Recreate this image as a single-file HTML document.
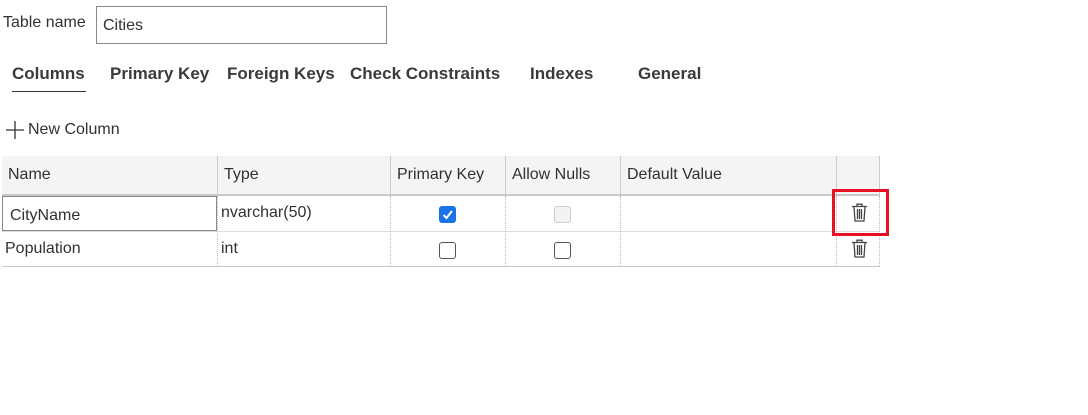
<!DOCTYPE html>
<html><head><style>
body{margin:0;width:1088px;height:415px;background:#fff;font-family:"Segoe UI","Liberation Sans",sans-serif;color:#323130;position:relative;overflow:hidden}
.a{position:absolute;white-space:nowrap}
.tab{position:absolute;top:64px;font-size:17px;font-weight:bold;color:#3b3a39}
.h{position:absolute;top:156px;height:38px;background:#f4f4f4}
.vl{position:absolute;width:0}
.cb{position:absolute;width:17px;height:17px;border:1px solid #555;border-radius:3px;box-sizing:border-box}
.cell{position:absolute;font-size:16px}
</style></head><body>
<div class="a" style="left:3px;top:14px;font-size:16px">Table name</div>
<div class="a" style="left:96px;top:6px;width:289px;height:36px;border:1px solid #8a8886"></div>
<div class="a" style="left:103px;top:17px;font-size:16px">Cities</div>
<div class="tab" style="left:12px">Columns</div>
<div class="a" style="left:12px;top:91px;width:74px;height:1px;background:#333"></div>
<div class="tab" style="left:110px">Primary Key</div>
<div class="tab" style="left:227px">Foreign Keys</div>
<div class="tab" style="left:350px">Check Constraints</div>
<div class="tab" style="left:530px">Indexes</div>
<div class="tab" style="left:638px">General</div>
<svg class="a" style="left:6px;top:121px" width="18" height="18"><path d="M9 0V18M0 9H18" stroke="#333" stroke-width="1.3"/></svg>
<div class="a" style="left:28px;top:121px;font-size:16px">New Column</div>

<div class="h" style="left:2px;width:878px"></div>
<div class="a" style="left:2px;top:194px;width:878px;height:2px;background:#c8c8c8"></div>
<div class="a" style="left:2px;top:231px;width:878px;height:1px;background:#ddd"></div>
<div class="a" style="left:2px;top:266px;width:878px;height:1px;background:#c8c8c8"></div>
<div class="vl" style="left:217px;top:156px;height:38px;border-left:1px solid #ccc"></div>
<div class="vl" style="left:390px;top:156px;height:38px;border-left:1px solid #ccc"></div>
<div class="vl" style="left:505px;top:156px;height:38px;border-left:1px solid #ccc"></div>
<div class="vl" style="left:620px;top:156px;height:38px;border-left:1px solid #ccc"></div>
<div class="vl" style="left:836px;top:156px;height:38px;border-left:1px solid #ccc"></div>
<div class="vl" style="left:879px;top:156px;height:38px;border-left:1px solid #ccc"></div>
<div class="vl" style="left:217px;top:196px;height:70px;border-left:1px dotted #bbb"></div>
<div class="vl" style="left:390px;top:196px;height:70px;border-left:1px dotted #bbb"></div>
<div class="vl" style="left:505px;top:196px;height:70px;border-left:1px dotted #bbb"></div>
<div class="vl" style="left:620px;top:196px;height:70px;border-left:1px dotted #bbb"></div>
<div class="vl" style="left:836px;top:196px;height:70px;border-left:1px dotted #bbb"></div>
<div class="vl" style="left:879px;top:196px;height:70px;border-left:1px dotted #bbb"></div>

<div class="cell" style="left:8px;top:166px">Name</div>
<div class="cell" style="left:224px;top:166px">Type</div>
<div class="cell" style="left:397px;top:166px">Primary Key</div>
<div class="cell" style="left:512px;top:166px">Allow Nulls</div>
<div class="cell" style="left:627px;top:166px">Default Value</div>

<div class="a" style="left:2px;top:196px;width:215px;height:35px;border:1px solid #8a8886;box-sizing:border-box"></div>
<div class="cell" style="left:10px;top:207px">CityName</div>
<div class="cell" style="left:221px;top:204px">nvarchar(50)</div>
<div class="cb" style="left:439px;top:206px;background:#1a73e8;border-color:#1a73e8"><svg width="15" height="15" style="position:absolute;left:0;top:0"><path d="M3.5 8L6.5 11L12 4" stroke="#fff" stroke-width="2" fill="none"/></svg></div>
<div class="cb" style="left:554px;top:206px;background:#f3f3f3;border-color:#ccc"></div>
<div class="cell" style="left:5px;top:240px">Population</div>
<div class="cell" style="left:221px;top:240px">int</div>
<div class="cb" style="left:439px;top:242px"></div>
<div class="cb" style="left:554px;top:242px"></div>

<div class="a" style="left:832px;top:189px;width:57px;height:47px;border:3px solid #e81123;box-sizing:border-box"></div>
<svg class="a" style="left:851px;top:203px" width="17" height="19"><path d="M1 3.5H16M6 3V1.2H11V3M3 4L4 18H13L14 4M6.5 6V16M8.5 6V16M10.5 6V16" stroke="#444" stroke-width="1.3" fill="none"/></svg>
<svg class="a" style="left:851px;top:239px" width="17" height="19"><path d="M1 3.5H16M6 3V1.2H11V3M3 4L4 18H13L14 4M6.5 6V16M8.5 6V16M10.5 6V16" stroke="#444" stroke-width="1.3" fill="none"/></svg>
</body></html>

Your goal:
Reproduce the material word for word. Any pictures should be left out of the copy.

Result of the task:
Recreate this image as a single-file HTML document.
<!DOCTYPE html>
<html><head><style>
body{margin:0;width:1088px;height:415px;background:#fff;font-family:"Segoe UI","Liberation Sans",sans-serif;color:#323130;position:relative;overflow:hidden}
.a{position:absolute;white-space:nowrap}
.tab{position:absolute;top:64px;font-size:17px;font-weight:bold;color:#3b3a39}
.h{position:absolute;top:156px;height:38px;background:#f4f4f4}
.vl{position:absolute;width:0}
.cb{position:absolute;width:17px;height:17px;border:1px solid #555;border-radius:3px;box-sizing:border-box}
.cell{position:absolute;font-size:16px}
</style></head><body>
<div class="a" style="left:3px;top:14px;font-size:16px">Table name</div>
<div class="a" style="left:96px;top:6px;width:289px;height:36px;border:1px solid #8a8886"></div>
<div class="a" style="left:103px;top:17px;font-size:16px">Cities</div>
<div class="tab" style="left:12px">Columns</div>
<div class="a" style="left:12px;top:91px;width:74px;height:1px;background:#333"></div>
<div class="tab" style="left:110px">Primary Key</div>
<div class="tab" style="left:227px">Foreign Keys</div>
<div class="tab" style="left:350px">Check Constraints</div>
<div class="tab" style="left:530px">Indexes</div>
<div class="tab" style="left:638px">General</div>
<svg class="a" style="left:6px;top:121px" width="18" height="18"><path d="M9 0V18M0 9H18" stroke="#333" stroke-width="1.3"/></svg>
<div class="a" style="left:28px;top:121px;font-size:16px">New Column</div>

<div class="h" style="left:2px;width:878px"></div>
<div class="a" style="left:2px;top:194px;width:878px;height:2px;background:#c8c8c8"></div>
<div class="a" style="left:2px;top:231px;width:878px;height:1px;background:#ddd"></div>
<div class="a" style="left:2px;top:266px;width:878px;height:1px;background:#c8c8c8"></div>
<div class="vl" style="left:217px;top:156px;height:38px;border-left:1px solid #ccc"></div>
<div class="vl" style="left:390px;top:156px;height:38px;border-left:1px solid #ccc"></div>
<div class="vl" style="left:505px;top:156px;height:38px;border-left:1px solid #ccc"></div>
<div class="vl" style="left:620px;top:156px;height:38px;border-left:1px solid #ccc"></div>
<div class="vl" style="left:836px;top:156px;height:38px;border-left:1px solid #ccc"></div>
<div class="vl" style="left:879px;top:156px;height:38px;border-left:1px solid #ccc"></div>
<div class="vl" style="left:217px;top:196px;height:70px;border-left:1px dotted #bbb"></div>
<div class="vl" style="left:390px;top:196px;height:70px;border-left:1px dotted #bbb"></div>
<div class="vl" style="left:505px;top:196px;height:70px;border-left:1px dotted #bbb"></div>
<div class="vl" style="left:620px;top:196px;height:70px;border-left:1px dotted #bbb"></div>
<div class="vl" style="left:836px;top:196px;height:70px;border-left:1px dotted #bbb"></div>
<div class="vl" style="left:879px;top:196px;height:70px;border-left:1px dotted #bbb"></div>

<div class="cell" style="left:8px;top:166px">Name</div>
<div class="cell" style="left:224px;top:166px">Type</div>
<div class="cell" style="left:397px;top:166px">Primary Key</div>
<div class="cell" style="left:512px;top:166px">Allow Nulls</div>
<div class="cell" style="left:627px;top:166px">Default Value</div>

<div class="a" style="left:2px;top:196px;width:215px;height:35px;border:1px solid #8a8886;box-sizing:border-box"></div>
<div class="cell" style="left:10px;top:207px">CityName</div>
<div class="cell" style="left:221px;top:204px">nvarchar(50)</div>
<div class="cb" style="left:439px;top:206px;background:#1a73e8;border-color:#1a73e8"><svg width="15" height="15" style="position:absolute;left:0;top:0"><path d="M3.5 8L6.5 11L12 4" stroke="#fff" stroke-width="2" fill="none"/></svg></div>
<div class="cb" style="left:554px;top:206px;background:#f3f3f3;border-color:#ccc"></div>
<div class="cell" style="left:5px;top:240px">Population</div>
<div class="cell" style="left:221px;top:240px">int</div>
<div class="cb" style="left:439px;top:242px"></div>
<div class="cb" style="left:554px;top:242px"></div>

<div class="a" style="left:832px;top:189px;width:57px;height:47px;border:3px solid #e81123;box-sizing:border-box"></div>
<svg class="a" style="left:851px;top:203px" width="17" height="19"><path d="M1 3.5H16M6 3V1.2H11V3M3 4L4 18H13L14 4M6.5 6V16M8.5 6V16M10.5 6V16" stroke="#444" stroke-width="1.3" fill="none"/></svg>
<svg class="a" style="left:851px;top:239px" width="17" height="19"><path d="M1 3.5H16M6 3V1.2H11V3M3 4L4 18H13L14 4M6.5 6V16M8.5 6V16M10.5 6V16" stroke="#444" stroke-width="1.3" fill="none"/></svg>
</body></html>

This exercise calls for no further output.